Exercise aim — For this exercise, copy out each line of the material below that includes "index".

Material provided —

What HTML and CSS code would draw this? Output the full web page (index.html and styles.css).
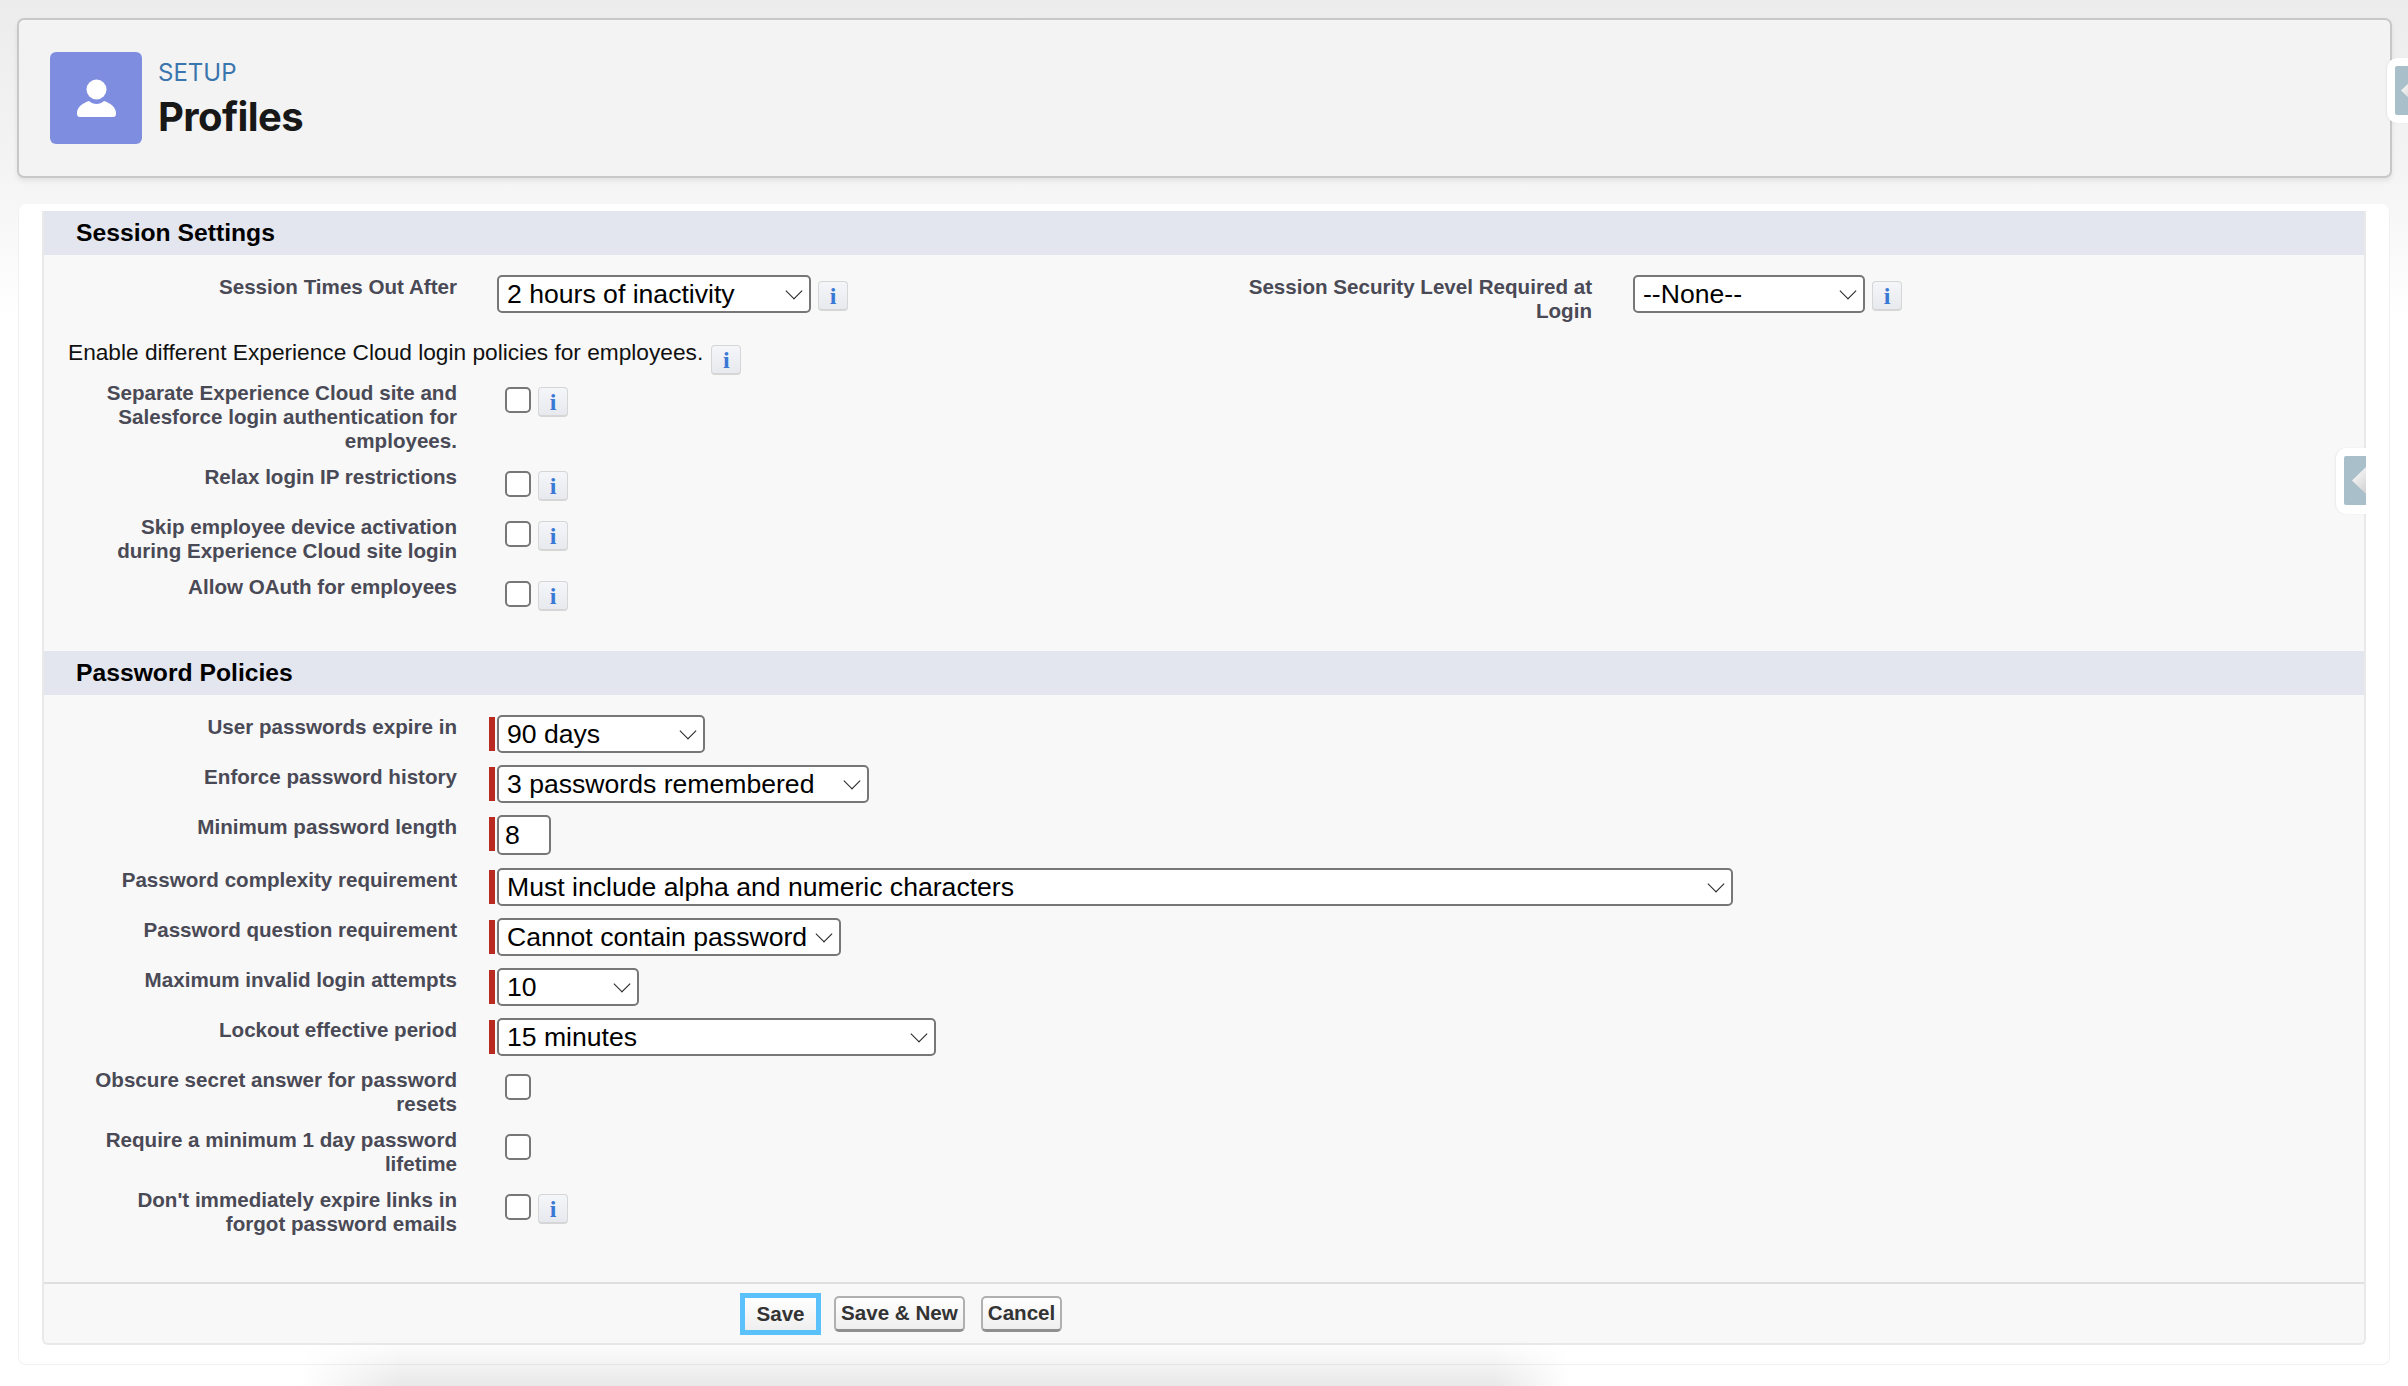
FILE: index.html
```html
<!DOCTYPE html>
<html lang="en">
<head>
    <meta charset="UTF-8">
    <title>Profiles</title>
    <link rel="stylesheet" href="styles.css">
</head>
<body>
    <div class="page-header">
        <div class="header-icon">
            <svg width="39" height="38" viewBox="0 0 39 38">
                <circle cx="19.5" cy="10.5" r="10" fill="#fff"/>
                <path d="M3 38C1 38 0 37 0 35v-1c0-6 6-10 12-12 2 2 5 3 7.500 3s5.500-1 7.500-3c6 2 12 6 12 12v1c0 2-1 3-3 3z" fill="#fff"/>
            </svg>
        </div>
        <div class="header-text">
            <div class="header-setup">SETUP</div>
            <h1 class="header-title">Profiles</h1>
        </div>
    </div>
    <div class="tab tab-top"><span class="tab-arrow"></span></div>

    <div class="card">
        <div class="block">
            <h2 class="section-bar">Session Settings</h2>
            <div class="section-body session-body">
                <div class="row first-row">
                    <label class="label">Session Times Out After</label>
                    <div class="control">
                        <span class="select w-hours"><select><option>2 hours of inactivity</option></select></span>
                        <span class="info">i</span>
                    </div>
                    <label class="label">Session Security Level Required at Login</label>
                    <div class="control control-second">
                        <span class="select w-none"><select><option>--None--</option></select></span>
                        <span class="info">i</span>
                    </div>
                </div>
                <div class="note">Enable different Experience Cloud login policies for employees. <span class="info">i</span></div>
                <div class="row check-row">
                    <label class="label">Separate Experience Cloud site and Salesforce login authentication for employees.</label>
                    <div class="control check-control"><input type="checkbox"><span class="info">i</span></div>
                </div>
                <div class="row check-row">
                    <label class="label">Relax login IP restrictions</label>
                    <div class="control check-control"><input type="checkbox"><span class="info">i</span></div>
                </div>
                <div class="row check-row">
                    <label class="label">Skip employee device activation during Experience Cloud site login</label>
                    <div class="control check-control"><input type="checkbox"><span class="info">i</span></div>
                </div>
                <div class="row check-row">
                    <label class="label">Allow OAuth for employees</label>
                    <div class="control check-control"><input type="checkbox"><span class="info">i</span></div>
                </div>
            </div>

            <h2 class="section-bar">Password Policies</h2>
            <div class="section-body password-body">
                <div class="row">
                    <label class="label">User passwords expire in</label>
                    <div class="control required">
                        <span class="select w-days"><select><option>90 days</option></select></span>
                    </div>
                </div>
                <div class="row">
                    <label class="label">Enforce password history</label>
                    <div class="control required">
                        <span class="select w-history"><select><option>3 passwords remembered</option></select></span>
                    </div>
                </div>
                <div class="row length-row">
                    <label class="label">Minimum password length</label>
                    <div class="control required">
                        <input class="text-input" type="text" value="8">
                    </div>
                </div>
                <div class="row">
                    <label class="label">Password complexity requirement</label>
                    <div class="control required">
                        <span class="select w-complex"><select><option>Must include alpha and numeric characters</option></select></span>
                    </div>
                </div>
                <div class="row">
                    <label class="label">Password question requirement</label>
                    <div class="control required">
                        <span class="select w-question"><select><option>Cannot contain password</option></select></span>
                    </div>
                </div>
                <div class="row">
                    <label class="label">Maximum invalid login attempts</label>
                    <div class="control required">
                        <span class="select w-attempts"><select><option>10</option></select></span>
                    </div>
                </div>
                <div class="row">
                    <label class="label">Lockout effective period</label>
                    <div class="control required">
                        <span class="select w-lockout"><select><option>15 minutes</option></select></span>
                    </div>
                </div>
                <div class="row check-row">
                    <label class="label">Obscure secret answer for password resets</label>
                    <div class="control check-control"><input type="checkbox"></div>
                </div>
                <div class="row check-row">
                    <label class="label">Require a minimum 1 day password lifetime</label>
                    <div class="control check-control"><input type="checkbox"></div>
                </div>
                <div class="row check-row">
                    <label class="label">Don't immediately expire links in forgot password emails</label>
                    <div class="control check-control"><input type="checkbox"><span class="info">i</span></div>
                </div>
            </div>

            <div class="buttons">
                <button class="btn btn-focus">Save</button>
                <button class="btn">Save &amp; New</button>
                <button class="btn">Cancel</button>
            </div>
        </div>
        <div class="tab tab-side"><span class="tab-arrow"></span></div>
    </div>
    <div class="bottom-shadow"></div>
</body>
</html>
```

FILE: styles.css
```css
* {
    box-sizing: border-box;
}
html, body {
    height: 100%;
}
body {
    position: relative;
    margin: 0;
    padding: 18px 17px 0;
    height: 1386px;
    overflow: hidden;
    font-family: "Liberation Sans", Arial, sans-serif;
    background: linear-gradient(#ececec 0, #f4f4f4 170px, #fff 320px);
    color: #000;
}

/* header */
.page-header {
    display: flex;
    align-items: center;
    height: 160px;
    width: 2375px;
    padding: 0 0 0 31px;
    background-color: #f3f3f3;
    border: 2px solid #c8c8c8;
    border-radius: 7px;
    box-shadow: 0 3px 5px rgba(0, 0, 0, 0.08);
}
.header-icon {
    display: flex;
    align-items: center;
    justify-content: center;
    width: 92px;
    height: 92px;
    background-color: #7f8de1;
    border-radius: 6px;
}
.header-text {
    margin-left: 16px;
    padding-top: 3px;
}
.header-setup {
    font-family: Inter, sans-serif;
    font-size: 24px;
    line-height: 28px;
    color: #3a76ad;
}
.header-title {
    margin: 7px 0 0;
    font-family: Inter, sans-serif;
    font-size: 40px;
    line-height: 46px;
    font-weight: 700;
    letter-spacing: -0.6px;
    color: #181818;
}

/* white card and inner block */
.card {
    position: relative;
    margin: 26px 0 0 1px;
    width: 2372px;
    height: 1161px;
    padding: 7px 23px 0;
    background-color: #fff;
    border: 1px solid #f1f1f1;
    border-top: none;
    border-radius: 8px;
    z-index: 1;
}
.block {
    height: 1134px;
    background-color: #f8f8f8;
    border: solid #e9e9e9;
    border-width: 0 2px 2px;
    border-radius: 0 0 6px 6px;
}
.section-bar {
    margin: 0;
    height: 44px;
    padding-left: 32px;
    font-size: 24.7px;
    line-height: 43px;
    font-weight: 700;
    background-color: #e3e6ef;
}
.session-body {
    padding-top: 20px;
    height: 396px;
}
.password-body {
    padding-top: 20px;
    height: 589px;
    border-bottom: 2px solid #dfdfdf;
}

/* rows */
.row {
    display: grid;
    grid-template-columns: 413px auto;
    margin-bottom: 12px;
}
.first-row {
    grid-template-columns: 413px 720px 415px auto;
    margin-bottom: 10px;
}
.length-row {
    margin-bottom: 13px;
}
.check-row {
    min-height: 38px;
}
.label {
    padding-left: 40px;
    font-size: 20.6px;
    line-height: 24px;
    font-weight: 700;
    text-align: right;
    color: #4a4a56;
}
.control {
    display: flex;
    align-items: flex-start;
    padding-left: 40px;
}
.control-second {
    padding-left: 41px;
}
.control.required {
    padding-left: 32px;
}
.control.required::before {
    content: "";
    flex: none;
    width: 6px;
    height: 34px;
    margin: 2px 2px 0 0;
    background-color: #b92b20;
}
.check-control {
    padding-left: 48px;
    padding-top: 6px;
}
.note {
    display: flex;
    align-items: flex-start;
    padding: 4px 0 0 24px;
    height: 48px;
    font-size: 22.7px;
    line-height: 30px;
    color: #111;
}
.note .info {
    margin: 8px 0 0 8px;
}

/* form elements */
.select {
    position: relative;
    display: inline-block;
    height: 38px;
}
.select::after {
    content: "";
    position: absolute;
    right: 11px;
    top: 10px;
    width: 11px;
    height: 11px;
    border: solid #222;
    border-width: 0 1.5px 1.5px 0;
    transform: rotate(45deg);
    pointer-events: none;
}
.select select {
    appearance: none;
    width: 100%;
    height: 100%;
    padding: 0 0 0 8px;
    font-family: "Liberation Sans", Arial, sans-serif;
    font-size: 26.6px;
    color: #000;
    background-color: #fff;
    border: 2px solid #777;
    border-radius: 5px;
}
.w-hours { width: 314px; }
.w-none { width: 232px; }
.w-days { width: 208px; }
.w-history { width: 372px; }
.w-complex { width: 1236px; }
.w-question { width: 344px; }
.w-attempts { width: 142px; }
.w-lockout { width: 439px; }
.text-input {
    width: 54px;
    height: 40px;
    padding: 0 6px;
    font-family: "Liberation Sans", Arial, sans-serif;
    font-size: 26.6px;
    background-color: #fff;
    border: 2px solid #777;
    border-radius: 5px;
}
input[type="checkbox"] {
    appearance: none;
    flex: none;
    width: 26px;
    height: 26px;
    margin: 0;
    background-color: #fff;
    border: 2px solid #777;
    border-radius: 5px;
}
.info {
    flex: none;
    display: inline-block;
    width: 30px;
    height: 30px;
    margin: 6px 0 0 7px;
    font-family: "Liberation Serif", serif;
    font-size: 24px;
    line-height: 29px;
    font-weight: 700;
    text-align: center;
    color: #3a78d6;
    background: linear-gradient(#f4f6fa, #e7e9ee);
    border: 1px solid #d6d6d6;
    border-bottom-width: 2px;
    border-radius: 4px;
}
.check-control .info {
    margin: 0 0 0 7px;
}

/* buttons */
.buttons {
    display: flex;
    align-items: center;
    gap: 13px;
    height: 59px;
    padding-left: 696px;
}
.btn {
    height: 36px;
    padding: 0 5px;
    font-family: "Liberation Sans", Arial, sans-serif;
    font-size: 20.6px;
    font-weight: 700;
    color: #333;
    background: linear-gradient(#fff, #efefef);
    border: 2px solid #b0b0b0;
    border-bottom: 3px solid #8f8f8f;
    border-radius: 5px;
}
.btn-focus {
    width: 81px;
    height: 42px;
    padding: 0;
    border: 5px solid #5bc1fa;
    border-radius: 0;
}
.btn + .btn + .btn {
    margin-left: 3px;
}

/* collapse tabs on the right */
.tab {
    position: absolute;
    padding: 8px 0 8px 8px;
    background-color: #fff;
    border-radius: 10px 0 0 10px;
    box-shadow: -1px 0 2px rgba(0, 0, 0, 0.06);
}
.tab-top {
    top: 58px;
    right: 0;
    width: 21px;
    height: 65px;
}
.tab-side {
    top: 244px;
    right: 23px;
    width: 30px;
    height: 66px;
    z-index: 1;
}
.tab-arrow {
    display: block;
    position: relative;
    height: 49px;
    background-color: #a9bfc9;
    border-radius: 2px 0 0 2px;
    overflow: hidden;
}
.tab-arrow::before {
    content: "";
    position: absolute;
    top: 11px;
    left: 8px;
    width: 14px;
    height: 27px;
    clip-path: polygon(100% 0, 100% 100%, 0 50%);
    background: linear-gradient(135deg, #fff, #d0d0d0);
}
.tab-top .tab-arrow::before {
    left: 6px;
}

/* soft shadow under the page */
.bottom-shadow {
    position: absolute;
    left: 300px;
    bottom: 0;
    width: 1270px;
    height: 46px;
    z-index: 2;
    background: linear-gradient(rgba(0, 0, 0, 0), rgba(0, 0, 0, 0.09));
    -webkit-mask-image: linear-gradient(90deg, transparent, #000 8%, #000 94%, transparent);
    mask-image: linear-gradient(90deg, transparent, #000 8%, #000 94%, transparent);
    pointer-events: none;
}
```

Finished task —
What HTML and CSS code would draw this? Output the full web page (index.html and styles.css).
FILE: index.html
    z-index: 1;
    z-index: 1;
    z-index: 2;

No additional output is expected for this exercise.